# DATASET EXTRACT:
-*-*-
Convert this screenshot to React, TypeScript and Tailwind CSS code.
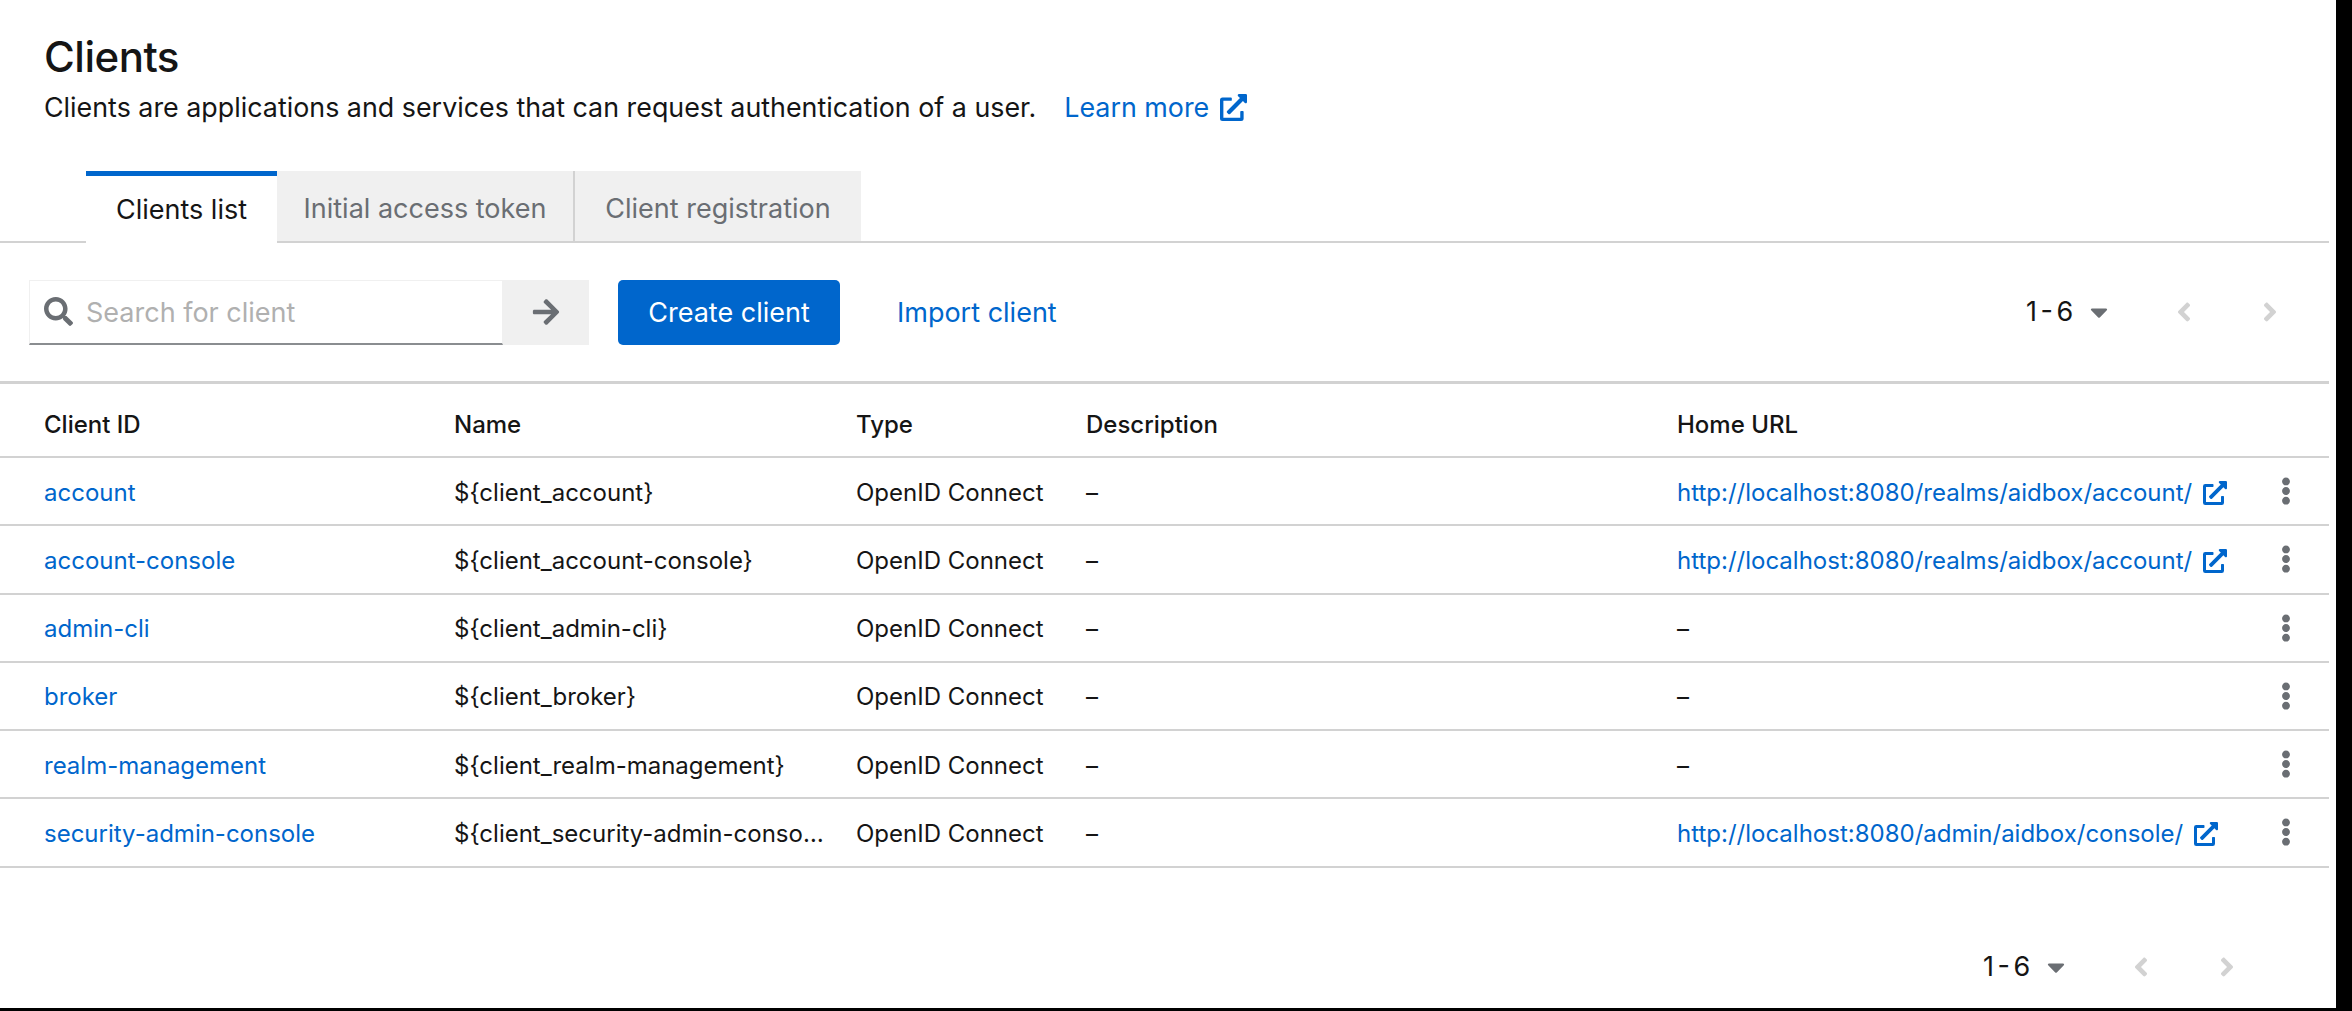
import { FaArrowRight, FaAngleLeft, FaAngleRight, FaCaretDown, FaEllipsisV, FaExternalLinkAlt, FaSearch } from "react-icons/fa";

const clients = [
  { id: "account", name: "${client_account}", url: "http://localhost:8080/realms/aidbox/account/" },
  { id: "account-console", name: "${client_account-console}", url: "http://localhost:8080/realms/aidbox/account/" },
  { id: "admin-cli", name: "${client_admin-cli}", url: "" },
  { id: "broker", name: "${client_broker}", url: "" },
  { id: "realm-management", name: "${client_realm-management}", url: "" },
  { id: "security-admin-console", name: "${client_security-admin-console}", url: "http://localhost:8080/admin/aidbox/console/" },
];

const rowCols = "grid grid-cols-[410px_402px_230px_591px_1fr_64px] items-center pl-[44px]";

function Pager() {
  return (
    <div className="flex items-center text-[27px] text-[#151515]">
      <span className="w-[48px] whitespace-nowrap [word-spacing:-4px]">1 - 6</span>
      <FaCaretDown className="ml-[11px] w-[28px] h-[28px] text-[#6a6e73]" />
      <FaAngleLeft className="ml-[60px] w-[22px] h-[30px] text-[#d2d2d2]" />
      <FaAngleRight className="ml-[64px] w-[22px] h-[30px] text-[#d2d2d2]" />
    </div>
  );
}

export default function App() {
  return (
    <div className="bg-black h-[1011px] font-['Inter','Noto_Sans',sans-serif] overflow-hidden">
      <div className="bg-white w-[2336px] h-[1008px]">
        {/* Header */}
        <div className="pl-[44px] pt-[33px]">
          <h1 className="text-[42px] leading-[48px] font-medium text-[#151515] tracking-[-0.5px]">Clients</h1>
          <p className="mt-[8px] flex items-center text-[26.85px] leading-[36px] text-[#151515]">
            Clients are applications and services that can request authentication of a user.
            <a className="ml-[28px] flex items-center text-[#06c]">
              Learn more
              <FaExternalLinkAlt className="ml-[11px] w-[27px] h-[27px]" />
            </a>
          </p>
        </div>

        {/* Tabs */}
        <div className="mt-[46px] w-[2329px] h-[72px] pl-[86px] flex border-b-2 border-[#d2d2d2] text-[27px]">
          <div className="w-[191px] h-[72px] pt-[2px] flex items-center justify-center bg-white border-t-[5px] border-[#06c] text-[#151515]">
            Clients list
          </div>
          <div className="w-[298px] pt-[6px] flex items-center justify-center bg-[#f0f0f0] border-r-2 border-[#d2d2d2] text-[#6a6e73]">
            Initial access token
          </div>
          <div className="w-[286px] pt-[6px] flex items-center justify-center bg-[#f0f0f0] text-[#6a6e73]">
            Client registration
          </div>
        </div>

        {/* Toolbar */}
        <div className="w-[2329px] h-[141px] pl-[29px] pr-[48px] flex items-center justify-between border-b-[3px] border-[#d2d2d2]">
          <div className="flex items-center">
            <div className="w-[474px] h-[65px] pl-[14px] flex items-center border border-[#f0f0f0] border-b-2 border-b-[#8a8d90]">
              <FaSearch className="w-[29px] h-[29px] text-[#6a6e73]" />
              <span className="ml-[13px] pt-[3px] text-[27px] text-[#b0b0b0]">Search for client</span>
            </div>
            <div className="w-[86px] h-[65px] flex items-center justify-center bg-[#f0f0f0]">
              <FaArrowRight className="w-[30px] h-[30px] text-[#6a6e73]" />
            </div>
            <button className="ml-[29px] w-[222px] h-[65px] pt-[2px] rounded-[5px] bg-[#06c] text-white text-[27px]">
              Create client
            </button>
            <a className="ml-[57px] mt-[3px] text-[27px] text-[#06c]">Import client</a>
          </div>
          <Pager />
        </div>

        {/* Table */}
        <div className="w-[2329px] text-[24px] text-[#151515]">
          <div className={`${rowCols} h-[74px] pt-[10px] font-medium border-b-2 border-[#d2d2d2]`}>
            <span>Client ID</span>
            <span>Name</span>
            <span>Type</span>
            <span>Description</span>
            <span>Home URL</span>
          </div>
          {clients.map((c) => (
            <div key={c.id} className={`${rowCols} h-[68.25px] pt-[3px] border-b-2 border-[#d2d2d2]`}>
              <a className="text-[#06c]">{c.id}</a>
              <span className="truncate pr-[32px]">{c.name}</span>
              <span>OpenID Connect</span>
              <span>–</span>
              {c.url ? (
                <a className="flex items-center text-[#06c] whitespace-nowrap">
                  {c.url}
                  <FaExternalLinkAlt className="ml-[11px] w-[24px] h-[24px] shrink-0" />
                </a>
              ) : (
                <span>–</span>
              )}
              <FaEllipsisV className="justify-self-center -ml-[22px] -mt-[3px] w-[28px] h-[28px] text-[#6a6e73]" />
            </div>
          ))}
        </div>

        {/* Bottom pagination */}
        <div className="mt-[79px] pr-[91px] w-[2329px] flex justify-end">
          <Pager />
        </div>
      </div>
    </div>
  );
}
-*-*-
# REQUIREMENTS:
Output a faithful copy of the data, with each picture left out.

# OUTPUT:
Convert this screenshot to React, TypeScript and Tailwind CSS code.
import { FaArrowRight, FaAngleLeft, FaAngleRight, FaCaretDown, FaEllipsisV, FaExternalLinkAlt, FaSearch } from "react-icons/fa";

const clients = [
  { id: "account", name: "${client_account}", url: "http://localhost:8080/realms/aidbox/account/" },
  { id: "account-console", name: "${client_account-console}", url: "http://localhost:8080/realms/aidbox/account/" },
  { id: "admin-cli", name: "${client_admin-cli}", url: "" },
  { id: "broker", name: "${client_broker}", url: "" },
  { id: "realm-management", name: "${client_realm-management}", url: "" },
  { id: "security-admin-console", name: "${client_security-admin-console}", url: "http://localhost:8080/admin/aidbox/console/" },
];

const rowCols = "grid grid-cols-[410px_402px_230px_591px_1fr_64px] items-center pl-[44px]";

function Pager() {
  return (
    <div className="flex items-center text-[27px] text-[#151515]">
      <span className="w-[48px] whitespace-nowrap [word-spacing:-4px]">1 - 6</span>
      <FaCaretDown className="ml-[11px] w-[28px] h-[28px] text-[#6a6e73]" />
      <FaAngleLeft className="ml-[60px] w-[22px] h-[30px] text-[#d2d2d2]" />
      <FaAngleRight className="ml-[64px] w-[22px] h-[30px] text-[#d2d2d2]" />
    </div>
  );
}

export default function App() {
  return (
    <div className="bg-black h-[1011px] font-['Inter','Noto_Sans',sans-serif] overflow-hidden">
      <div className="bg-white w-[2336px] h-[1008px]">
        {/* Header */}
        <div className="pl-[44px] pt-[33px]">
          <h1 className="text-[42px] leading-[48px] font-medium text-[#151515] tracking-[-0.5px]">Clients</h1>
          <p className="mt-[8px] flex items-center text-[26.85px] leading-[36px] text-[#151515]">
            Clients are applications and services that can request authentication of a user.
            <a className="ml-[28px] flex items-center text-[#06c]">
              Learn more
              <FaExternalLinkAlt className="ml-[11px] w-[27px] h-[27px]" />
            </a>
          </p>
        </div>

        {/* Tabs */}
        <div className="mt-[46px] w-[2329px] h-[72px] pl-[86px] flex border-b-2 border-[#d2d2d2] text-[27px]">
          <div className="w-[191px] h-[72px] pt-[2px] flex items-center justify-center bg-white border-t-[5px] border-[#06c] text-[#151515]">
            Clients list
          </div>
          <div className="w-[298px] pt-[6px] flex items-center justify-center bg-[#f0f0f0] border-r-2 border-[#d2d2d2] text-[#6a6e73]">
            Initial access token
          </div>
          <div className="w-[286px] pt-[6px] flex items-center justify-center bg-[#f0f0f0] text-[#6a6e73]">
            Client registration
          </div>
        </div>

        {/* Toolbar */}
        <div className="w-[2329px] h-[141px] pl-[29px] pr-[48px] flex items-center justify-between border-b-[3px] border-[#d2d2d2]">
          <div className="flex items-center">
            <div className="w-[474px] h-[65px] pl-[14px] flex items-center border border-[#f0f0f0] border-b-2 border-b-[#8a8d90]">
              <FaSearch className="w-[29px] h-[29px] text-[#6a6e73]" />
              <span className="ml-[13px] pt-[3px] text-[27px] text-[#b0b0b0]">Search for client</span>
            </div>
            <div className="w-[86px] h-[65px] flex items-center justify-center bg-[#f0f0f0]">
              <FaArrowRight className="w-[30px] h-[30px] text-[#6a6e73]" />
            </div>
            <button className="ml-[29px] w-[222px] h-[65px] pt-[2px] rounded-[5px] bg-[#06c] text-white text-[27px]">
              Create client
            </button>
            <a className="ml-[57px] mt-[3px] text-[27px] text-[#06c]">Import client</a>
          </div>
          <Pager />
        </div>

        {/* Table */}
        <div className="w-[2329px] text-[24px] text-[#151515]">
          <div className={`${rowCols} h-[74px] pt-[10px] font-medium border-b-2 border-[#d2d2d2]`}>
            <span>Client ID</span>
            <span>Name</span>
            <span>Type</span>
            <span>Description</span>
            <span>Home URL</span>
          </div>
          {clients.map((c) => (
            <div key={c.id} className={`${rowCols} h-[68.25px] pt-[3px] border-b-2 border-[#d2d2d2]`}>
              <a className="text-[#06c]">{c.id}</a>
              <span className="truncate pr-[32px]">{c.name}</span>
              <span>OpenID Connect</span>
              <span>–</span>
              {c.url ? (
                <a className="flex items-center text-[#06c] whitespace-nowrap">
                  {c.url}
                  <FaExternalLinkAlt className="ml-[11px] w-[24px] h-[24px] shrink-0" />
                </a>
              ) : (
                <span>–</span>
              )}
              <FaEllipsisV className="justify-self-center -ml-[22px] -mt-[3px] w-[28px] h-[28px] text-[#6a6e73]" />
            </div>
          ))}
        </div>

        {/* Bottom pagination */}
        <div className="mt-[79px] pr-[91px] w-[2329px] flex justify-end">
          <Pager />
        </div>
      </div>
    </div>
  );
}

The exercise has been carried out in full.